### Exercise instructions
Scan the records for the word "TypeScript". Copy each line that includes it.

Source data

--*--

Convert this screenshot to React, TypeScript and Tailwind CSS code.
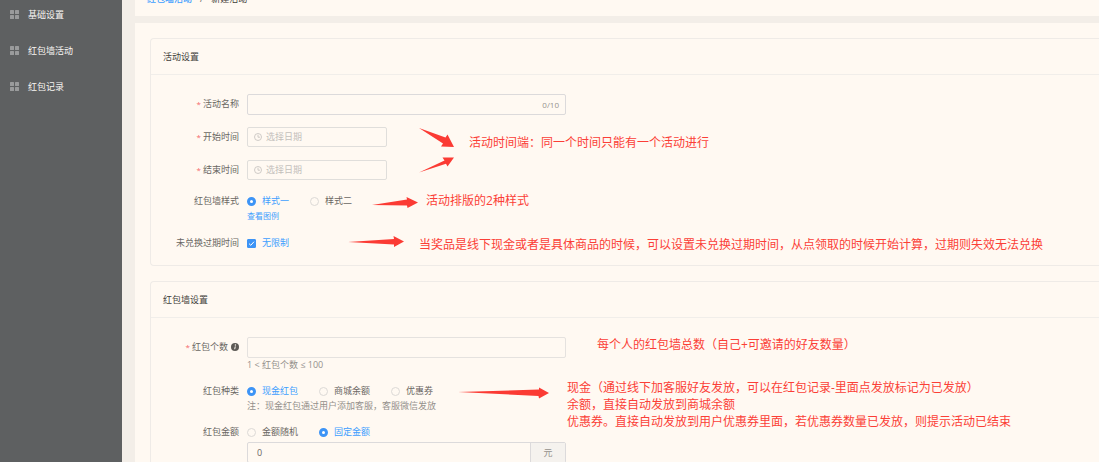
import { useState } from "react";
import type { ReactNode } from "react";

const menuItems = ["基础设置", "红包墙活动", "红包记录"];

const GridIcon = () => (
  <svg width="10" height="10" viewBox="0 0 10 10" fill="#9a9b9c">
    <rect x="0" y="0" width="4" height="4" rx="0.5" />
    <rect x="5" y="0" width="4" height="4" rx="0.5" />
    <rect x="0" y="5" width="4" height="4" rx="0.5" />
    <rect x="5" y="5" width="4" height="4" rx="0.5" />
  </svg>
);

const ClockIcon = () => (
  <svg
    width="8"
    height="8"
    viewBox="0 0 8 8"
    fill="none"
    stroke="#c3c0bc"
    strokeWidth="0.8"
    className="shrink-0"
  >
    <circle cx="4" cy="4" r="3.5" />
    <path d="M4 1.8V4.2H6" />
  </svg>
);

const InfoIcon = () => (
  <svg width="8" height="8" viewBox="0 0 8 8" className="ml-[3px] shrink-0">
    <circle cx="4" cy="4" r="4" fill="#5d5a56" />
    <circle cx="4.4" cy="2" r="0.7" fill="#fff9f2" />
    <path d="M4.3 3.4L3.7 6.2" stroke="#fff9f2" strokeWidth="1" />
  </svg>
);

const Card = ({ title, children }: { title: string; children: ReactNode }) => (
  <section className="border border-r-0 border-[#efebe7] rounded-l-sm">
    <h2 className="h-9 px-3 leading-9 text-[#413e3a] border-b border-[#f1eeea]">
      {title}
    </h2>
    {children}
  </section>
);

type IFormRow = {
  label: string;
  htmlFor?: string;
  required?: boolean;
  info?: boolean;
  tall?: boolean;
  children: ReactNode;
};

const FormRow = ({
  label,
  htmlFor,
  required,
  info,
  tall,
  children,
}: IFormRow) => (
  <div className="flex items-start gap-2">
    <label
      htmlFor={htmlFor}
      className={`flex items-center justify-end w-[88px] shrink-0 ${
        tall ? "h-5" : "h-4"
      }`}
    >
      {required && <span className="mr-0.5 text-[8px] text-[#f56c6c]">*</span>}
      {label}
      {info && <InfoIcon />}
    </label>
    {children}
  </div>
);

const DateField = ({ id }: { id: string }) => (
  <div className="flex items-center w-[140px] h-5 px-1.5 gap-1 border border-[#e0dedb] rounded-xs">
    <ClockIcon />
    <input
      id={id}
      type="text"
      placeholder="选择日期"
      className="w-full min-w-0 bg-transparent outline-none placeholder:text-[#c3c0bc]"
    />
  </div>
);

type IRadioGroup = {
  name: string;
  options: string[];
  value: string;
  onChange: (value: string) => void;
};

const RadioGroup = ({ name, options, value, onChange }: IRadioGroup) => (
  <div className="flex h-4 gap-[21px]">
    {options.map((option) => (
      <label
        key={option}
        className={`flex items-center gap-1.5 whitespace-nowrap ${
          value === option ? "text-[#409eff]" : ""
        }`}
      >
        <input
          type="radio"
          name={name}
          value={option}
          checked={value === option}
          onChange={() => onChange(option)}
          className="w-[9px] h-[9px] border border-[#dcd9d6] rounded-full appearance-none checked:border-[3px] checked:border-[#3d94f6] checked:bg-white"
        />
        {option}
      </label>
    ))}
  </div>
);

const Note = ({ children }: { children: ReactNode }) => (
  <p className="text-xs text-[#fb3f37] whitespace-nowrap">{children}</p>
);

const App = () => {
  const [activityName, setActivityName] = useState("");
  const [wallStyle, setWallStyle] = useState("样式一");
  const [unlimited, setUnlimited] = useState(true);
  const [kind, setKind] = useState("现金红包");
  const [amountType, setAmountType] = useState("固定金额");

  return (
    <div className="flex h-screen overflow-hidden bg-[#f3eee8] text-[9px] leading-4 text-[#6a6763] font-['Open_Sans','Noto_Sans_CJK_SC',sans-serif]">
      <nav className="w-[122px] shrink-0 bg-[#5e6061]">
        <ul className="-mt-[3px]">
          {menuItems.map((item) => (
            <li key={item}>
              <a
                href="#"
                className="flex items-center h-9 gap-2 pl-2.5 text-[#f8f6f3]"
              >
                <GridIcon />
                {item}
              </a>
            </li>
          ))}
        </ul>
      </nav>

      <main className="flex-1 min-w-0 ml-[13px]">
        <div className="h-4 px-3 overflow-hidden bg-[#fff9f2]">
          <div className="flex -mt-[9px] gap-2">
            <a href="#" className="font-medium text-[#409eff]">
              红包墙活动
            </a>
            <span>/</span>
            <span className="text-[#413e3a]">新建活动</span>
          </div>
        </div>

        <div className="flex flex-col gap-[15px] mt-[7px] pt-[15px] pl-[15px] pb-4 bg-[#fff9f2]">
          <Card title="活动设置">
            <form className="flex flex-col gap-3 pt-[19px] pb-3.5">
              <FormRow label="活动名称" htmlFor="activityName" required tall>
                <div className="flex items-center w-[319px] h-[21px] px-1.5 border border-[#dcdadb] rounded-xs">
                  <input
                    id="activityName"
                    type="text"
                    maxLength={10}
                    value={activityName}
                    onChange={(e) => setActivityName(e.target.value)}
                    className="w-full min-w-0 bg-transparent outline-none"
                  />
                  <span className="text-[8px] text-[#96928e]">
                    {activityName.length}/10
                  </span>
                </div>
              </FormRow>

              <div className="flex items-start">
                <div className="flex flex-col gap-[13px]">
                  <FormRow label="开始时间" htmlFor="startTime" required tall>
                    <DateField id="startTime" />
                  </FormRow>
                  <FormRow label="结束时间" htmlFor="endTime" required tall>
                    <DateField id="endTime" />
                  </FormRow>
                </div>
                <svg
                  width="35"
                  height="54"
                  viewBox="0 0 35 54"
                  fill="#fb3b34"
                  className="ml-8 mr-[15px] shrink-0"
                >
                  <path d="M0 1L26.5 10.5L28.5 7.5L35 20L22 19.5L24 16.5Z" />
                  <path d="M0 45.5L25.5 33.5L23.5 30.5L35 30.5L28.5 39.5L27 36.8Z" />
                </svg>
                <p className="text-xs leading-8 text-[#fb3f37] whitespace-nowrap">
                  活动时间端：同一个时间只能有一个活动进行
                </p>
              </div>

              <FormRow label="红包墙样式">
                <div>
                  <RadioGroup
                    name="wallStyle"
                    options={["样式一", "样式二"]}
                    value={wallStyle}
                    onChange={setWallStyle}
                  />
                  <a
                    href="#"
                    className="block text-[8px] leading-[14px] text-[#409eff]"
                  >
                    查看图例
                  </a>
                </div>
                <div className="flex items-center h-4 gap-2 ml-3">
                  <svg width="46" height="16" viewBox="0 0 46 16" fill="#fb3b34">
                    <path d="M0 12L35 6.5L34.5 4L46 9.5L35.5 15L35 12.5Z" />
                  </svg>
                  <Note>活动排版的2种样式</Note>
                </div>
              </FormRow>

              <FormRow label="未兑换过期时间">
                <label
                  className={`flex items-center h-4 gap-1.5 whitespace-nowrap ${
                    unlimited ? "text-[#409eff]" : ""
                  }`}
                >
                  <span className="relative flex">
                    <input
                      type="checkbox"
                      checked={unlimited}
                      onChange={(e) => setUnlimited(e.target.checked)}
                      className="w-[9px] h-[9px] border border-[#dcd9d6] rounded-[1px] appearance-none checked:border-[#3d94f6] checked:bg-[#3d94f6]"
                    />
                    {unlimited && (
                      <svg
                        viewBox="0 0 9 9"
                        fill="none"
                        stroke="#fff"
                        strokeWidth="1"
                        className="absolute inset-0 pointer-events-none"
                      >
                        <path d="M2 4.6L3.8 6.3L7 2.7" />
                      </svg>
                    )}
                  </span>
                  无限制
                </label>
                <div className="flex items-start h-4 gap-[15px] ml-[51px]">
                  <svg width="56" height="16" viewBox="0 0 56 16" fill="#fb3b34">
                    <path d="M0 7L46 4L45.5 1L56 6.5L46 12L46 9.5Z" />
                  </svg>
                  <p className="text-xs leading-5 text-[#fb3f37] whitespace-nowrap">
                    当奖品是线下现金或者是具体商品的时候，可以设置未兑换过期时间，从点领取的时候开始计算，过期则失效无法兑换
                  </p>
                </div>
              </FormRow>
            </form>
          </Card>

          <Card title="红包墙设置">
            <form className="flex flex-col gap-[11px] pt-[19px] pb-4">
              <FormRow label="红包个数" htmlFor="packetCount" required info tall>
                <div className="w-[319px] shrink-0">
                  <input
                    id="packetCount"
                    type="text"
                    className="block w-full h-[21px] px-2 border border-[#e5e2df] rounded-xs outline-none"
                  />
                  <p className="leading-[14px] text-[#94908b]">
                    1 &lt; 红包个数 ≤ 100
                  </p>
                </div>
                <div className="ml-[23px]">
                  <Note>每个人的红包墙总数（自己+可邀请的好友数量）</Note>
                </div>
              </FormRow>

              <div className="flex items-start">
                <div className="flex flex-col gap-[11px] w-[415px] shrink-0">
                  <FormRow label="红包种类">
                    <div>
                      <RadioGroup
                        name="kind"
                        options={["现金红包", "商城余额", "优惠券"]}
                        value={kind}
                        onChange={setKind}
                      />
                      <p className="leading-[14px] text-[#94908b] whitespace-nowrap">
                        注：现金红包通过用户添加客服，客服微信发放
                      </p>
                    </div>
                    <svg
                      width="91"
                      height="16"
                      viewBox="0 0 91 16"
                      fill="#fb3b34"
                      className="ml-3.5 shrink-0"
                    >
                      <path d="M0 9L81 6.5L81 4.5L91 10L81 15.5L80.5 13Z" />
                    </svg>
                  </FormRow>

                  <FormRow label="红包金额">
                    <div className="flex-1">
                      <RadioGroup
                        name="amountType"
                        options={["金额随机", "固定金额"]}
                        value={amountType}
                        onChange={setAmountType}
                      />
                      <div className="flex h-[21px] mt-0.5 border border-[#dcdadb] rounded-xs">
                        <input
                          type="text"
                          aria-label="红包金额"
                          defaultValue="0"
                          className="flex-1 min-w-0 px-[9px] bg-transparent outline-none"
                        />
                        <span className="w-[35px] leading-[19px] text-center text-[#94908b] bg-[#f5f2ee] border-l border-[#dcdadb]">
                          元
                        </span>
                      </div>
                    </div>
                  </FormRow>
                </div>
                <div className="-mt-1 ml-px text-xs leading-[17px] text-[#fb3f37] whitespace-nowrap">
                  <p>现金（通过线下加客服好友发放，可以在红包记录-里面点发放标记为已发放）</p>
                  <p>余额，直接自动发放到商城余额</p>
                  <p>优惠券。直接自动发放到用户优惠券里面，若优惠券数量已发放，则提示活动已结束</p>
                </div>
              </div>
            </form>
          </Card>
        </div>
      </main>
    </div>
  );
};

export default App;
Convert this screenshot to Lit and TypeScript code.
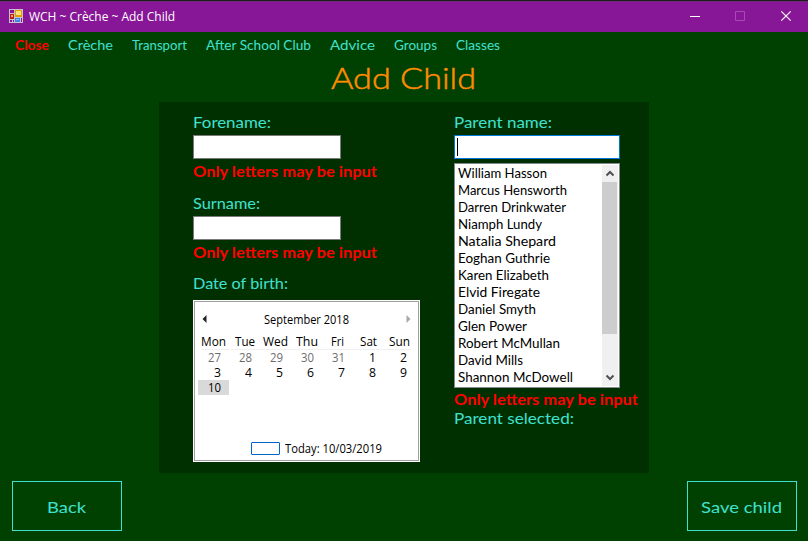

--*--

### Written solution
Convert this screenshot to React, TypeScript and Tailwind CSS code.
Convert this screenshot to Lit and TypeScript code.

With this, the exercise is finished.